La sortie du régime micro-fiscal nécessite une adaptation rapide de votre organisation comptable : mise en place d’une comptabilité complète, déclarations de TVA périodiques, établissement d’un bilan annuel. Cette transition, si elle n’est pas anticipée, peut déstabiliser votre gestion et générer des coûts supplémentaires importants. Un suivi régulier de votre chiffre d’affaires permet d’anticiper cette évolution et de préparer sereinement le changement de régime.
Défaut de mise à jour des informations au registre RCS
Les informations déclarées lors de votre immatriculation au RCS doivent être actualisées à chaque modification : changement d’adresse du siège social, évolution de l’activité, modification du nom commercial. Ces mises à jour doivent intervenir dans le mois suivant la modification sous peine d’amende de 750 euros. Le défaut de mise à jour peut également compromettre la validité de vos actes juridiques et créer des difficultés dans vos relations commerciales.

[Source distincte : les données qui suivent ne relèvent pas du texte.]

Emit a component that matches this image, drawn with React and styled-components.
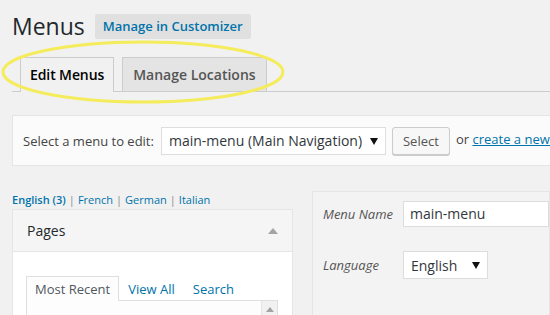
import React from "react";
import styled, { createGlobalStyle } from "styled-components";

const Global = createGlobalStyle`
  html, body { margin: 0; padding: 0; background: #f1f1f1; }
  body { font-family: "Open Sans", "Noto Sans", sans-serif; color: #444; font-size: 13px; }
`;

const Page = styled.div`
  position: relative;
  width: 550px;
  height: 315px;
  overflow: hidden;
  padding-left: 12px;
  box-sizing: border-box;
`;

const TitleRow = styled.div`
  display: flex;
  align-items: center;
  gap: 11px;
  padding-top: 10px;
  height: 32px;
  box-sizing: content-box;
`;

const Title = styled.h1`
  margin: 0;
  font-size: 23px;
  font-weight: 400;
  line-height: 29px;
  color: #23282d;
`;

const ActionButton = styled.a`
  display: inline-block;
  background: #e0e0e0;
  color: #0073aa;
  font-size: 13px;
  font-weight: 600;
  padding: 0 8px;
  line-height: 25px;
  border-radius: 2px;
  text-decoration: none;
  margin-top: 1px;
  margin-left: -1px;
`;

const TabWrapper = styled.div`
  display: flex;
  align-items: flex-end;
  margin-top: 15px;
  border-bottom: 1px solid #ccc;
  width: 600px;
`;

const Tab = styled.a`
  margin-left: 8px;
  padding: 0 ${(p) => (p.$active ? "9px" : "10px")};
  line-height: 34px;
  font-size: 14px;
  font-weight: 600;
  border: 1px solid #ccc;
  border-bottom: none;
  text-decoration: none;
  color: ${(p) => (p.$active ? "#000" : "#555")};
  background: ${(p) => (p.$active ? "#f1f1f1" : "#e4e4e4")};
  margin-bottom: ${(p) => (p.$active ? "-1px" : "0")};
  height: ${(p) => (p.$active ? "35px" : "34px")};
  box-sizing: border-box;
  letter-spacing: ${(p) => (p.$active ? "-0.1px" : "0")};
`;

const ManageBar = styled.div`
  margin-top: 23px;
  width: 600px;
  height: 51px;
  box-sizing: border-box;
  background: #fbfbfb;
  border: 1px solid #e5e5e5;
  display: flex;
  align-items: center;
  padding-left: 10px;
  white-space: nowrap;
`;

const BarLabel = styled.span`
  font-size: 13px;
  color: #444;
  margin-right: 7px;
`;

const SelectBox = styled.div`
  display: flex;
  align-items: center;
  justify-content: space-between;
  box-sizing: border-box;
  width: ${(p) => p.$w}px;
  height: 28px;
  border: 1px solid #ddd;
  background: #fff;
  padding: 0 7px 0 7px;
  font-size: 14px;
  color: #32373c;
`;

const Caret = styled.span`
  width: 0;
  height: 0;
  border-left: 4px solid transparent;
  border-right: 4px solid transparent;
  border-top: 7px solid #111;
  margin-top: 1px;
`;

const Button = styled.button`
  margin-left: 6px;
  height: 28px;
  width: 58px;
  box-sizing: border-box;
  border: 1px solid #ccc;
  border-radius: 3px;
  background: #f7f7f7;
  box-shadow: 0 1px 0 #ccc;
  color: #555;
  font-family: "Open Sans", sans-serif;
  font-size: 13px;
  padding: 0;
`;

const OrText = styled.span`
  margin-left: 6px;
  font-size: 13px;
  color: #444;
  margin-top: -3px;
`;

const Link = styled.a`
  color: #0073aa;
  text-decoration: ${(p) => (p.$underline ? "underline" : "none")};
  font-weight: ${(p) => (p.$bold ? 600 : 400)};
`;

const Columns = styled.div`
  display: flex;
  gap: 19px;
  margin-top: 26px;
  align-items: flex-start;
`;

const LeftCol = styled.div`
  width: 281px;
  flex: none;
`;

const LangLinks = styled.div`
  font-size: 11px;
  line-height: 18px;
  color: #666;
  margin-top: -1px;
`;

const Sep = styled.span`
  color: #888;
  margin: 0 3px;
`;

const Box = styled.div`
  border: 1px solid #e5e5e5;
  background: #fff;
  height: 200px;
`;

const BoxHeader = styled.div`
  height: 42px;
  box-sizing: border-box;
  background: #f5f5f5;
  border-bottom: 1px solid #e5e5e5;
  display: flex;
  align-items: center;
  justify-content: space-between;
  padding: 0 14px 0 14px;
  font-size: 14px;
  color: #23282d;
`;

const UpArrow = styled.span`
  width: 0;
  height: 0;
  border-left: 5px solid transparent;
  border-right: 5px solid transparent;
  border-bottom: 6px solid #a0a5aa;
`;

const BoxBody = styled.div`
  padding: 24px 14px 0 13px;
`;

const InnerTabs = styled.div`
  display: flex;
  align-items: flex-end;
`;

const InnerTab = styled.span`
  font-size: 13px;
  line-height: 24px;
  padding: 0 8px;
  color: ${(p) => (p.$active ? "#50575e" : "#0073aa")};
  border: 1px solid ${(p) => (p.$active ? "#dfdfdf" : "transparent")};
  border-bottom: none;
  background: ${(p) => (p.$active ? "#fdfdfd" : "transparent")};
  margin-right: 0;
  margin-bottom: -1px;
  position: relative;
  z-index: 1;
`;

const InnerPanel = styled.div`
  border: 1px solid #dfdfdf;
  background: #fdfdfd;
  height: 60px;
  display: flex;
  justify-content: flex-end;
`;

const ScrollTrack = styled.div`
  width: 15px;
  border-left: 1px solid #e5e5e5;
  background: #f1f1f1;
  display: flex;
  justify-content: center;
  padding-top: 6px;
`;

const SmallUp = styled.span`
  width: 0;
  height: 0;
  border-left: 4px solid transparent;
  border-right: 4px solid transparent;
  border-bottom: 5px solid #a3a3a3;
`;

const RightBox = styled.div`
  margin-top: -1px;
  width: 300px;
  height: 200px;
  background: #f3f3f3;
  border: 1px solid #e5e5e5;
  padding: 9px 0 0 10px;
  display: grid;
  grid-template-columns: 80px auto;
  row-gap: 24px;
  align-items: center;
  align-content: start;
`;

const FieldLabel = styled.span`
  font-style: italic;
  font-size: 13px;
  color: #555;
`;

const TextInput = styled.div`
  height: 26px;
  box-sizing: border-box;
  border: 1px solid #ddd;
  background: #fff;
  padding: 0 6px;
  font-size: 14px;
  line-height: 24px;
  color: #32373c;
`;

const Highlight = styled.svg`
  position: absolute;
  left: 0;
  top: 0;
  pointer-events: none;
`;

export default function App() {
  return (
    <Page>
      <Global />
      <TitleRow>
        <Title>Menus</Title>
        <ActionButton>Manage in Customizer</ActionButton>
      </TitleRow>
      <TabWrapper>
        <Tab $active>Edit Menus</Tab>
        <Tab>Manage Locations</Tab>
      </TabWrapper>
      <ManageBar>
        <BarLabel>Select a menu to edit:</BarLabel>
        <SelectBox $w={225}>
          <span>main-menu (Main Navigation)</span>
          <Caret />
        </SelectBox>
        <Button>Select</Button>
        <OrText>
          or <Link $underline>create a new menu</Link>.
        </OrText>
      </ManageBar>
      <Columns>
        <LeftCol>
          <LangLinks>
            <Link $bold>English (3)</Link>
            <Sep>|</Sep>
            <Link>French</Link>
            <Sep>|</Sep>
            <Link>German</Link>
            <Sep>|</Sep>
            <Link>Italian</Link>
          </LangLinks>
          <Box>
            <BoxHeader>
              <span>Pages</span>
              <UpArrow />
            </BoxHeader>
            <BoxBody>
              <InnerTabs>
                <InnerTab $active>Most Recent</InnerTab>
                <InnerTab>View All</InnerTab>
                <InnerTab>Search</InnerTab>
              </InnerTabs>
              <InnerPanel>
                <ScrollTrack>
                  <SmallUp />
                </ScrollTrack>
              </InnerPanel>
            </BoxBody>
          </Box>
        </LeftCol>
        <RightBox>
          <FieldLabel>Menu Name</FieldLabel>
          <TextInput>main-menu</TextInput>
          <FieldLabel>Language</FieldLabel>
          <SelectBox $w={85}>
            <span>English</span>
            <Caret />
          </SelectBox>
        </RightBox>
      </Columns>
      <Highlight width="550" height="315" viewBox="0 0 550 315">
        <ellipse cx="143" cy="72" rx="140" ry="30" fill="none" stroke="#f5ec5c" strokeWidth="3" />
      </Highlight>
    </Page>
  );
}
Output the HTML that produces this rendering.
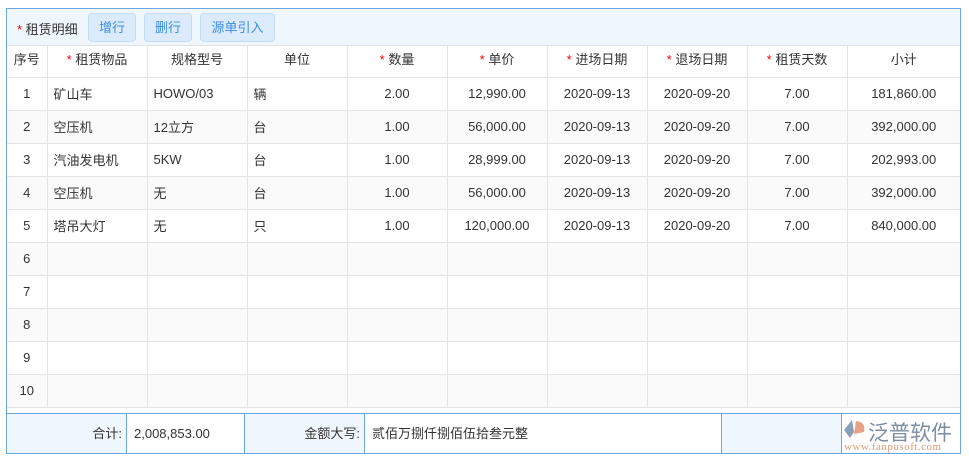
<!DOCTYPE html>
<html><head><meta charset="utf-8"><style>
*{box-sizing:border-box;margin:0;padding:0}
body{width:969px;height:462px;background:#fff;font-family:"Liberation Sans","Noto Sans CJK SC",sans-serif;font-size:13px;color:#333;position:relative;overflow:hidden}
.wrap{position:absolute;left:6px;top:8px;width:955px;height:446px;border:1px solid #6aa7dc;background:#fff}
.tb{position:absolute;left:0;top:0;width:953px;height:37px;background:#f0f6fe;border-bottom:1px solid #e2e2e2}
.tb .t{position:absolute;left:10px;top:10px;font-size:13px}
.st{color:#f00}
.btn{position:absolute;top:4px;height:29px;border:1px solid #c4dcf2;border-radius:4px;background:#dcebfb;color:#3d8ee0;font-size:13px;line-height:27px;text-align:center}
table{position:absolute;left:0;top:36px;border-collapse:collapse;table-layout:fixed}
td{height:33px;border-right:1px solid #e4e4e4;border-bottom:1px solid #e4e4e4;text-align:center;white-space:nowrap;padding:0}
td.l{text-align:left;padding-left:6px}
tr.h td{height:32px;padding-bottom:4px}
tr.g td{background:#fafafa}
td:last-child{border-right:none}
.ft{position:absolute;left:0;top:404px;width:953px;height:40px;border-top:1px solid #6aa7dc}
.ft div{position:absolute;top:0;height:39px;line-height:39px;border-right:1px solid #6aa7dc}
</style></head><body>
<div class="wrap">
<div class="tb"><span class="t"><span class="st">*</span> 租赁明细</span>
<div class="btn" style="left:81px;width:48px">增行</div>
<div class="btn" style="left:137px;width:48px">删行</div>
<div class="btn" style="left:193px;width:75px">源单引入</div>
</div>
<table>
<colgroup><col style="width:40px"><col style="width:100px"><col style="width:100px"><col style="width:100px"><col style="width:100px"><col style="width:100px"><col style="width:100px"><col style="width:100px"><col style="width:100px"><col style="width:113px"></colgroup>
<tr class="h"><td>序号</td><td><span class="st">*</span> 租赁物品</td><td>规格型号</td><td>单位</td><td><span class="st">*</span> 数量</td><td><span class="st">*</span> 单价</td><td><span class="st">*</span> 进场日期</td><td><span class="st">*</span> 退场日期</td><td><span class="st">*</span> 租赁天数</td><td>小计</td></tr>
<tr><td>1</td><td class="l">矿山车</td><td class="l">HOWO/03</td><td class="l">辆</td><td>2.00</td><td>12,990.00</td><td>2020-09-13</td><td>2020-09-20</td><td>7.00</td><td>181,860.00</td></tr>
<tr class="g"><td>2</td><td class="l">空压机</td><td class="l">12立方</td><td class="l">台</td><td>1.00</td><td>56,000.00</td><td>2020-09-13</td><td>2020-09-20</td><td>7.00</td><td>392,000.00</td></tr>
<tr><td>3</td><td class="l">汽油发电机</td><td class="l">5KW</td><td class="l">台</td><td>1.00</td><td>28,999.00</td><td>2020-09-13</td><td>2020-09-20</td><td>7.00</td><td>202,993.00</td></tr>
<tr class="g"><td>4</td><td class="l">空压机</td><td class="l">无</td><td class="l">台</td><td>1.00</td><td>56,000.00</td><td>2020-09-13</td><td>2020-09-20</td><td>7.00</td><td>392,000.00</td></tr>
<tr><td>5</td><td class="l">塔吊大灯</td><td class="l">无</td><td class="l">只</td><td>1.00</td><td>120,000.00</td><td>2020-09-13</td><td>2020-09-20</td><td>7.00</td><td>840,000.00</td></tr>
<tr class="g"><td>6</td><td></td><td></td><td></td><td></td><td></td><td></td><td></td><td></td><td></td></tr>
<tr><td>7</td><td></td><td></td><td></td><td></td><td></td><td></td><td></td><td></td><td></td></tr>
<tr class="g"><td>8</td><td></td><td></td><td></td><td></td><td></td><td></td><td></td><td></td><td></td></tr>
<tr><td>9</td><td></td><td></td><td></td><td></td><td></td><td></td><td></td><td></td><td></td></tr>
<tr class="g"><td>10</td><td></td><td></td><td></td><td></td><td></td><td></td><td></td><td></td><td></td></tr>
</table>
<div class="ft">
<div style="left:0;width:120px;background:#f0f6fe;text-align:right;padding-right:4px">合计:</div>
<div style="left:120px;width:118px;padding-left:7px">2,008,853.00</div>
<div style="left:238px;width:120px;background:#f0f6fe;text-align:right;padding-right:4px">金额大写:</div>
<div style="left:358px;width:357px;padding-left:7px">贰佰万捌仟捌佰伍拾叁元整</div>
<div style="left:715px;width:120px;background:#f0f6fe"></div>
<div style="left:835px;width:118px;border-right:none;line-height:normal;overflow:hidden">
<svg style="position:absolute;left:0;top:4px" width="26" height="22" viewBox="0 0 26 22"><path d="M10 2 L2 12 L8 20 L12 14 Z" fill="#8aa0b8"/><path d="M14 3 Q24 4 22 14 L12 16 Z" fill="#e6a283"/></svg>
<span style="position:absolute;left:26px;top:3px;font-size:21px;color:#7d8ea3;white-space:nowrap">泛普软件</span>
<span style="position:absolute;left:2px;top:27px;font-size:11px;color:#e09a78;font-family:'Liberation Serif',serif;letter-spacing:0.5px;white-space:nowrap">www.fanpusoft.com</span>
</div>
</div>
</div>
</body></html>
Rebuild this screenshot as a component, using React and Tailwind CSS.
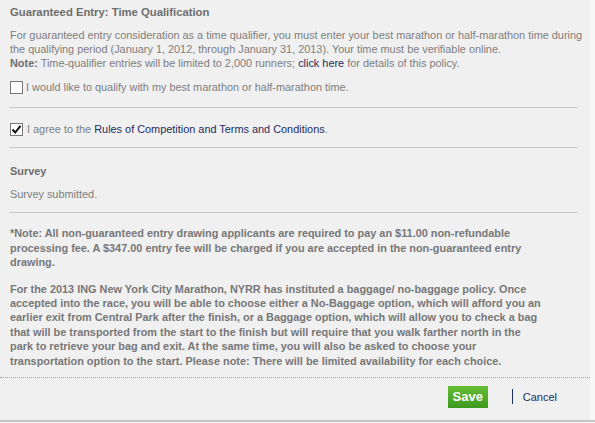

L’actualisation des informations au registre s’effectue via le guichet unique électronique, moyennant des frais de modification généralement inférieurs à 200 euros. Cette démarche garantit la fiabilité de vos données officielles et maintient la validité de votre extrait K bis. Un registre actualisé témoigne du professionnalisme de votre gestion et facilite vos démarches bancaires, commerciales et administratives futures.
La création réussie d’une entreprise individuelle repose sur la maîtrise technique des obligations légales autant que sur la vision entrepreneuriale du projet. Chaque détail administratif négligé peut se transformer en obstacle majeur au développement de votre activité.